RECORDED DATA:
┌──

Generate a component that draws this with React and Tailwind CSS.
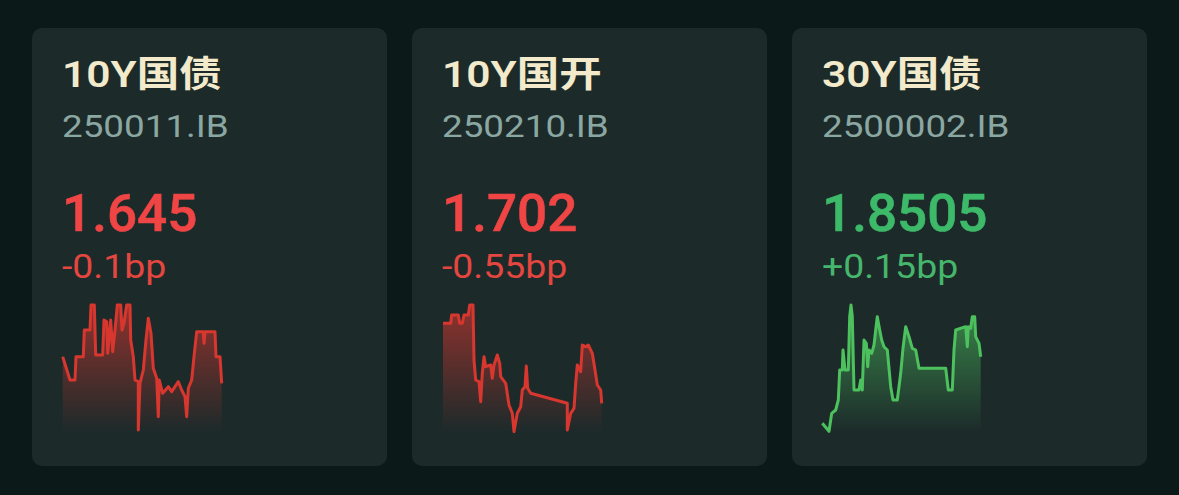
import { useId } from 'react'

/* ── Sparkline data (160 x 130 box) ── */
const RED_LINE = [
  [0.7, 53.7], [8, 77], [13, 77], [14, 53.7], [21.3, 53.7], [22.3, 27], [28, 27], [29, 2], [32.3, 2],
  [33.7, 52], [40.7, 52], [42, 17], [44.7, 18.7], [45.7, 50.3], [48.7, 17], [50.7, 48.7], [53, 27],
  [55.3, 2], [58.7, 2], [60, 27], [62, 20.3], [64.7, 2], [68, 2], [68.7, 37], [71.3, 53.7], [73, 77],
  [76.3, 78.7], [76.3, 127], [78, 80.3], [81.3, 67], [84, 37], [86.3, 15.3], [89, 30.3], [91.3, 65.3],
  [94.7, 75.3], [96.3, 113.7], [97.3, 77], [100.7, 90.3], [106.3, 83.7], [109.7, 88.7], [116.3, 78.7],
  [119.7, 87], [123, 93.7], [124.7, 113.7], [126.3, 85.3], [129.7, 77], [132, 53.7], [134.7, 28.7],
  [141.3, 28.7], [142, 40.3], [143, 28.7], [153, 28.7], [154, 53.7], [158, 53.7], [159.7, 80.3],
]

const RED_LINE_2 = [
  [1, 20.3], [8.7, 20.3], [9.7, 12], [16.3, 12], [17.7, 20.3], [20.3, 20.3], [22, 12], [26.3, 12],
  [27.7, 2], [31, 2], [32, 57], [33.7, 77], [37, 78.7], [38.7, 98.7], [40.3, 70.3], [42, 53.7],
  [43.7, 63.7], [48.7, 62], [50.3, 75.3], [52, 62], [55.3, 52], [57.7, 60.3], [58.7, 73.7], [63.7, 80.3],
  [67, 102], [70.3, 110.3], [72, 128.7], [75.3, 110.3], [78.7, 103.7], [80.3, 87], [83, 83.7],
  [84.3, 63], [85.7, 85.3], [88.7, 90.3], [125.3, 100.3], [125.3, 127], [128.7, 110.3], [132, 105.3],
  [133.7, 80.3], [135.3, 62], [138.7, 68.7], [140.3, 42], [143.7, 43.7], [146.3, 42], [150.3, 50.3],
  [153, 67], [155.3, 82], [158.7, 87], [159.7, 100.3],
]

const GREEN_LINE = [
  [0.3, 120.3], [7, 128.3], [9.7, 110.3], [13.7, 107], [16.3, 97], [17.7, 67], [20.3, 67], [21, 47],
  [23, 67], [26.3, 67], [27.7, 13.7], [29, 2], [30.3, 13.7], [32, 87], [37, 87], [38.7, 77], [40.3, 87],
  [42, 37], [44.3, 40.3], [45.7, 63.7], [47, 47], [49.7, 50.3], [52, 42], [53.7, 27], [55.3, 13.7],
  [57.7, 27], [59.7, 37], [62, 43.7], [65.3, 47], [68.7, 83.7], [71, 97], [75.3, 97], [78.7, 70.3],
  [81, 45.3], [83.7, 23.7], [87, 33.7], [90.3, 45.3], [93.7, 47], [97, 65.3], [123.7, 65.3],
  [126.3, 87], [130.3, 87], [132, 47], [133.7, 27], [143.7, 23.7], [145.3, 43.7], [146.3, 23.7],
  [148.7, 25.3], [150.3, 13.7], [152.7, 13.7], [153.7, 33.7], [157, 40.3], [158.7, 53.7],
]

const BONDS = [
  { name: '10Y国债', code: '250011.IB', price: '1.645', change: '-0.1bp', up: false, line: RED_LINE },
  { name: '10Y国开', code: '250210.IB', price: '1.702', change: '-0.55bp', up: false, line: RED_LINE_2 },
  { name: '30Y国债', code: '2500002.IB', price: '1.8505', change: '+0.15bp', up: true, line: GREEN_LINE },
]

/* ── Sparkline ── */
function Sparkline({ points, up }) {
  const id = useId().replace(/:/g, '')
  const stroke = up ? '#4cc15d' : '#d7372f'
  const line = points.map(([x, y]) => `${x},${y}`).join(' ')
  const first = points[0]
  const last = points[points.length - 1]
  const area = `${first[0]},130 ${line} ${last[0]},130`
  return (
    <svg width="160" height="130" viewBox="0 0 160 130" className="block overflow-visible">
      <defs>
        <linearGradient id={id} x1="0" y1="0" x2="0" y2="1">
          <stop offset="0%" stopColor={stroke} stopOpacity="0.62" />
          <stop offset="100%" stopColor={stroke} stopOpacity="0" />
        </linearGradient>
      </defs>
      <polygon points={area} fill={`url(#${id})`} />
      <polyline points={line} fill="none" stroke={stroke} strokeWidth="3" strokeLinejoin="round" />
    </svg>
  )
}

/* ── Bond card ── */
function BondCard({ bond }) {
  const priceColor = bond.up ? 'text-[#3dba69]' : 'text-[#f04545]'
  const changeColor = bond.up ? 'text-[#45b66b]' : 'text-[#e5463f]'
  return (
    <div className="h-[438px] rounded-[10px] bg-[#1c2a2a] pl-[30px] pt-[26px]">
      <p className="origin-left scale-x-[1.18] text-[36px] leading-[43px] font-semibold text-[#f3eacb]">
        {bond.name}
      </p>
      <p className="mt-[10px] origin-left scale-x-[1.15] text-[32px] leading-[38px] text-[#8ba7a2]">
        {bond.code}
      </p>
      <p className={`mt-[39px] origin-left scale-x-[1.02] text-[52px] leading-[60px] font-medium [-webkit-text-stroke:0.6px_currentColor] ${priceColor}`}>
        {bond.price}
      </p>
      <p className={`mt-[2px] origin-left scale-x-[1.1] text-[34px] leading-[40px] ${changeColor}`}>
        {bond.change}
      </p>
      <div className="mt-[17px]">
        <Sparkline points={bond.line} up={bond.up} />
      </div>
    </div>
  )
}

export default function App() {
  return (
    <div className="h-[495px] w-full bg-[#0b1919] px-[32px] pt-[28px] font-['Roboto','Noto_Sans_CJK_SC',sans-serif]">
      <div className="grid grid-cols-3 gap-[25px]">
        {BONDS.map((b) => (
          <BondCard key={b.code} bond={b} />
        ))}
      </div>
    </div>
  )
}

└──

SHORT EXERCISE: Retype each line of the listing above word for word. Exclude the pictures.

SOLUTION TO THIS EXERCISE:
Generate a component that draws this with React and Tailwind CSS.
import { useId } from 'react'

/* ── Sparkline data (160 x 130 box) ── */
const RED_LINE = [
  [0.7, 53.7], [8, 77], [13, 77], [14, 53.7], [21.3, 53.7], [22.3, 27], [28, 27], [29, 2], [32.3, 2],
  [33.7, 52], [40.7, 52], [42, 17], [44.7, 18.7], [45.7, 50.3], [48.7, 17], [50.7, 48.7], [53, 27],
  [55.3, 2], [58.7, 2], [60, 27], [62, 20.3], [64.7, 2], [68, 2], [68.7, 37], [71.3, 53.7], [73, 77],
  [76.3, 78.7], [76.3, 127], [78, 80.3], [81.3, 67], [84, 37], [86.3, 15.3], [89, 30.3], [91.3, 65.3],
  [94.7, 75.3], [96.3, 113.7], [97.3, 77], [100.7, 90.3], [106.3, 83.7], [109.7, 88.7], [116.3, 78.7],
  [119.7, 87], [123, 93.7], [124.7, 113.7], [126.3, 85.3], [129.7, 77], [132, 53.7], [134.7, 28.7],
  [141.3, 28.7], [142, 40.3], [143, 28.7], [153, 28.7], [154, 53.7], [158, 53.7], [159.7, 80.3],
]

const RED_LINE_2 = [
  [1, 20.3], [8.7, 20.3], [9.7, 12], [16.3, 12], [17.7, 20.3], [20.3, 20.3], [22, 12], [26.3, 12],
  [27.7, 2], [31, 2], [32, 57], [33.7, 77], [37, 78.7], [38.7, 98.7], [40.3, 70.3], [42, 53.7],
  [43.7, 63.7], [48.7, 62], [50.3, 75.3], [52, 62], [55.3, 52], [57.7, 60.3], [58.7, 73.7], [63.7, 80.3],
  [67, 102], [70.3, 110.3], [72, 128.7], [75.3, 110.3], [78.7, 103.7], [80.3, 87], [83, 83.7],
  [84.3, 63], [85.7, 85.3], [88.7, 90.3], [125.3, 100.3], [125.3, 127], [128.7, 110.3], [132, 105.3],
  [133.7, 80.3], [135.3, 62], [138.7, 68.7], [140.3, 42], [143.7, 43.7], [146.3, 42], [150.3, 50.3],
  [153, 67], [155.3, 82], [158.7, 87], [159.7, 100.3],
]

const GREEN_LINE = [
  [0.3, 120.3], [7, 128.3], [9.7, 110.3], [13.7, 107], [16.3, 97], [17.7, 67], [20.3, 67], [21, 47],
  [23, 67], [26.3, 67], [27.7, 13.7], [29, 2], [30.3, 13.7], [32, 87], [37, 87], [38.7, 77], [40.3, 87],
  [42, 37], [44.3, 40.3], [45.7, 63.7], [47, 47], [49.7, 50.3], [52, 42], [53.7, 27], [55.3, 13.7],
  [57.7, 27], [59.7, 37], [62, 43.7], [65.3, 47], [68.7, 83.7], [71, 97], [75.3, 97], [78.7, 70.3],
  [81, 45.3], [83.7, 23.7], [87, 33.7], [90.3, 45.3], [93.7, 47], [97, 65.3], [123.7, 65.3],
  [126.3, 87], [130.3, 87], [132, 47], [133.7, 27], [143.7, 23.7], [145.3, 43.7], [146.3, 23.7],
  [148.7, 25.3], [150.3, 13.7], [152.7, 13.7], [153.7, 33.7], [157, 40.3], [158.7, 53.7],
]

const BONDS = [
  { name: '10Y国债', code: '250011.IB', price: '1.645', change: '-0.1bp', up: false, line: RED_LINE },
  { name: '10Y国开', code: '250210.IB', price: '1.702', change: '-0.55bp', up: false, line: RED_LINE_2 },
  { name: '30Y国债', code: '2500002.IB', price: '1.8505', change: '+0.15bp', up: true, line: GREEN_LINE },
]

/* ── Sparkline ── */
function Sparkline({ points, up }) {
  const id = useId().replace(/:/g, '')
  const stroke = up ? '#4cc15d' : '#d7372f'
  const line = points.map(([x, y]) => `${x},${y}`).join(' ')
  const first = points[0]
  const last = points[points.length - 1]
  const area = `${first[0]},130 ${line} ${last[0]},130`
  return (
    <svg width="160" height="130" viewBox="0 0 160 130" className="block overflow-visible">
      <defs>
        <linearGradient id={id} x1="0" y1="0" x2="0" y2="1">
          <stop offset="0%" stopColor={stroke} stopOpacity="0.62" />
          <stop offset="100%" stopColor={stroke} stopOpacity="0" />
        </linearGradient>
      </defs>
      <polygon points={area} fill={`url(#${id})`} />
      <polyline points={line} fill="none" stroke={stroke} strokeWidth="3" strokeLinejoin="round" />
    </svg>
  )
}

/* ── Bond card ── */
function BondCard({ bond }) {
  const priceColor = bond.up ? 'text-[#3dba69]' : 'text-[#f04545]'
  const changeColor = bond.up ? 'text-[#45b66b]' : 'text-[#e5463f]'
  return (
    <div className="h-[438px] rounded-[10px] bg-[#1c2a2a] pl-[30px] pt-[26px]">
      <p className="origin-left scale-x-[1.18] text-[36px] leading-[43px] font-semibold text-[#f3eacb]">
        {bond.name}
      </p>
      <p className="mt-[10px] origin-left scale-x-[1.15] text-[32px] leading-[38px] text-[#8ba7a2]">
        {bond.code}
      </p>
      <p className={`mt-[39px] origin-left scale-x-[1.02] text-[52px] leading-[60px] font-medium [-webkit-text-stroke:0.6px_currentColor] ${priceColor}`}>
        {bond.price}
      </p>
      <p className={`mt-[2px] origin-left scale-x-[1.1] text-[34px] leading-[40px] ${changeColor}`}>
        {bond.change}
      </p>
      <div className="mt-[17px]">
        <Sparkline points={bond.line} up={bond.up} />
      </div>
    </div>
  )
}

export default function App() {
  return (
    <div className="h-[495px] w-full bg-[#0b1919] px-[32px] pt-[28px] font-['Roboto','Noto_Sans_CJK_SC',sans-serif]">
      <div className="grid grid-cols-3 gap-[25px]">
        {BONDS.map((b) => (
          <BondCard key={b.code} bond={b} />
        ))}
      </div>
    </div>
  )
}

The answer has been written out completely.